Телега останавливается. Полицейские приказывают мне слезть. Они отводят меня в боковой переулок и там суют что-то в руку. Мое удостоверение! Ошеломленная, я на какой-то миг не понимаю, что мне говорят, когда старший по званию заявляет, что хочет встретиться с моим командиром. Кроме того, он запрещает мне в будущем ходить мимо их заставы. Оба исчезли. Я осталась одна на улице. До здания гестапо от этого переулка всего несколько десятков метров…»
Удостоверение, список медикаментов и обрывки листовки — снова в руках у Витки (вернули все, кроме золотых монет, которые, вероятно, так и оставили у себя в карманах). Она выполнила поручение и передала Соне Медайскер материалы и инструкции. Соня ей сообщила, что придется провести в лес посланца из каунасского подполья. Витка вернулась на базу с ним и доставила доктору Гурфинкелю пакет с медикаментами. По возвращении она передала в штаб бригады рапорт о своей миссии и рассказала о своем аресте и чудесном освобождении. Там этот рассказ, однако, возбудил подозрения… Витку допросил Станкевич, начальник особого отдела бригады. Он взвешивал каждое ее слово и, в конце концов, освободил.

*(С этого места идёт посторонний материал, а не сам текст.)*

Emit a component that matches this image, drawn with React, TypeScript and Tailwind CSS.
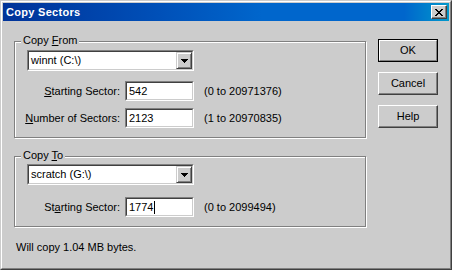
const sunkenOuter = "border border-t-[#808080] border-l-[#808080] border-r-white border-b-white"
const sunkenInner = "border border-t-[#404040] border-l-[#404040] border-r-[#cccccc] border-b-[#cccccc] bg-white"

function Combo({ value }: { value: string }) {
  return (
    <div className={`flex h-[21px] w-[167px] ${sunkenOuter}`}>
      <div className={`flex flex-1 ${sunkenInner}`}>
        <span className="flex-1 pl-[2px] leading-[17px]">{value}</span>
        <div className="flex w-[16px] items-center justify-center border border-t-[#cccccc] border-l-[#cccccc] border-r-[#404040] border-b-[#404040] bg-[#cccccc] shadow-[inset_1px_1px_0_#fff,inset_-1px_-1px_0_#808080]">
          <svg width="7" height="4" viewBox="0 0 7 4" shapeRendering="crispEdges">
            <path d="M0 0h7v1h-1v1h-1v1h-1v1h-1v-1h-1v-1h-1v-1h-1z" fill="#000" />
          </svg>
        </div>
      </div>
    </div>
  )
}

function Field({ value, caret }: { value: string; caret?: boolean }) {
  return (
    <div className={`h-[20px] w-[69px] ${sunkenOuter}`}>
      <div className={`flex h-full items-center pl-[2px] ${sunkenInner}`}>
        <span className="leading-[14px]">{value}</span>
        {caret && <span className="ml-px inline-block h-[13px] w-px bg-black" />}
      </div>
    </div>
  )
}

function Row({ label, value, range, caret }: { label: React.ReactNode; value: string; range: string; caret?: boolean }) {
  return (
    <div className="flex items-center">
      <div className="flex w-[93px] justify-end whitespace-nowrap">{label}</div>
      <div className="ml-[5px]">
        <Field value={value} caret={caret} />
      </div>
      <div className="ml-[10px] whitespace-nowrap">{range}</div>
    </div>
  )
}

function Group({ title, children, top }: { title: React.ReactNode; children: React.ReactNode; top: string }) {
  return (
    <div className={`relative w-[352px] border border-[#808080] pr-[10px] pb-[9px] pl-[12px] shadow-[inset_1px_1px_0_#fff,1px_1px_0_#fff] ${top}`}>
      <span className="absolute top-[-8px] left-[6px] bg-[#cccccc] px-[2px] leading-[13px]">{title}</span>
      {children}
    </div>
  )
}

function Button({ label, isDefault }: { label: string; isDefault?: boolean }) {
  if (isDefault) {
    return (
      <div className="h-[23px] w-[60px] border border-black">
        <div className="flex h-full items-center justify-center border border-t-white border-l-white border-r-[#808080] border-b-[#808080]">
          {label}
        </div>
      </div>
    )
  }
  return (
    <div className="flex h-[23px] w-[60px] items-center justify-center border border-t-white border-l-white border-r-[#404040] border-b-[#404040] shadow-[inset_-1px_-1px_0_#808080]">
      {label}
    </div>
  )
}

export default function App() {
  return (
    <div className="h-[270px] w-[452px] border border-t-[#cccccc] border-l-[#cccccc] border-r-[#404040] border-b-[#404040] bg-[#cccccc] font-['Liberation_Sans',Arial,sans-serif] text-[11px] text-black">
      <div className="flex h-full flex-col border border-t-white border-l-white border-r-[#808080] border-b-[#808080] p-px">
        {/* title bar */}
        <div className="flex h-[18px] items-center bg-[linear-gradient(to_right,#003399_0%,#0050b8_35%,#0066cc_58%,#0066cc_90%,#0099cc_100%)] pr-[2px] pl-[3px]">
          <span className="flex-1 text-[11px] font-bold tracking-[0.3px] text-white">Copy Sectors</span>
          <div className="flex h-[14px] w-[16px] items-center justify-center border border-t-white border-l-white border-r-[#404040] border-b-[#404040] bg-[#cccccc] shadow-[inset_-1px_-1px_0_#808080]">
            <svg width="8" height="7" viewBox="0 0 8 7" shapeRendering="crispEdges">
              <path
                d="M0 0h2v1h1v1h2v-1h1v-1h2v1h-1v1h-1v1h-1v1h1v1h1v1h1v1h-2v-1h-1v-1h-2v1h-1v1h-2v-1h1v-1h1v-1h1v-1h-1v-1h-1v-1h-1z"
                fill="#000"
              />
            </svg>
          </div>
        </div>

        {/* body */}
        <div className="flex flex-1 pt-[18px] pl-[11px]">
          <div className="flex flex-col pt-[2px]">
            <Group title={<><span>Copy </span><span className="underline">F</span>rom</>} top="pt-[8px]">
              <Combo value="winnt (C:\)" />
              <div className="mt-[10px] flex flex-col gap-[7px]">
                <Row label={<><span className="underline">S</span>tarting Sector:</>} value="542" range="(0 to 20971376)" />
                <Row label={<><span className="underline">N</span>umber of Sectors:</>} value="2123" range="(1 to 20970835)" />
              </div>
            </Group>
            <div className="mt-[18px]">
              <Group title={<><span>Copy </span><span className="underline">T</span>o</>} top="pt-[7px]">
                <Combo value="scratch (G:\)" />
                <div className="mt-[12px]">
                  <Row label={<>St<span className="underline">a</span>rting Sector:</>} value="1774" range="(0 to 2099494)" caret />
                </div>
              </Group>
            </div>
            <div className="mt-[13px] pl-[2px] leading-[14px]">Will copy 1.04 MB bytes.</div>
          </div>

          <div className="ml-[12px] flex flex-col gap-[10px]">
            <Button label="OK" isDefault />
            <Button label="Cancel" />
            <Button label="Help" />
          </div>
        </div>
      </div>
    </div>
  )
}
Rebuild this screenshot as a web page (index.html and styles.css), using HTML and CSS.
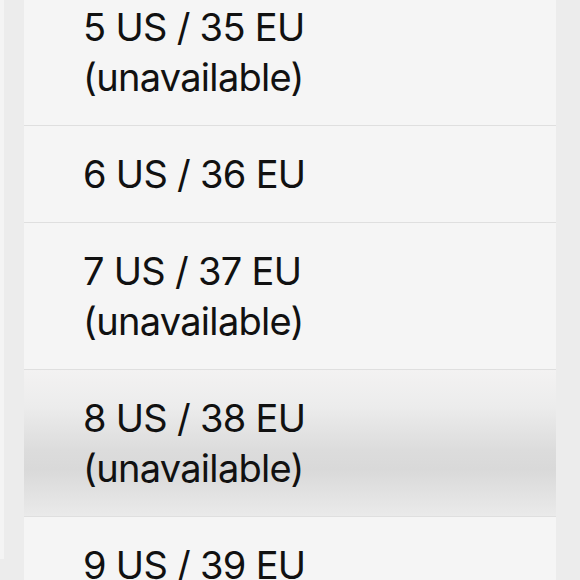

Зима в разгаре. Лес, лесные тропы и нахоженные партизанские дороги — все укрыло толстой пеленой снега. Каждый шаг оставляет четкий след. Ходить поблизости от сел стало опасно. Каждый рейд требовал теперь детальнейшей разработки и длительной подготовки. Всякая разница между хозяйственными и диверсионными операциями исчезла — ныне заготовки были сопряжены с не меньшим риском, чем боевые операции.
Села хорошо организовались и вооружились, их жители действовали заодно с поляками или немцами с ближних застав. Проблема снабжения становилась все острее. Оружия тоже не стало больше, и партизаны, ходившие на заготовки, частенько возвращались с пустыми руками. Эти операции сопровождались и потерями.
В феврале 1944 года группа бойцов отправилась добывать для лагеря провиант. Дойдя до намеченного села, бойцы окружили его, расставили посты и патрульных. На обратном пути их атаковали крупными силами. Они открыли ответный огонь, но не смогли одолеть врага, превосходившего их числом и вооружением. Три партизана пали на поле боя — Хаим Шилкман, Миклишинский и Рашка Маркович.
Один из бойцов рассказывал в лагере, что видел Рашку бегущей и стреляющей из ружья. Она двигалась в полный рост, и ее красное пальто на фоне снега служило, конечно, отличной целью. Блюма Маркович, старшая сестра Рашки, молча выслушала этот рассказ. Быть может, в эту минуту ей, как и многим другим, знавшим Рашку со времен хашомеровского кена и восхищавшимся ею в гетто, подумалось, что не могла Рашка не стрелять и не в ее натуре было гнуть спину. Всю жизнь она прожила с гордо поднятой головой, так встретила она и свою смерть.
Положение в районе со дня на день все более осложнялось. В результате продвижения Красной Армии на более отдаленных от нас территориях наш район превратился в место сосредоточения разношерстных мятежных войск и различных банд.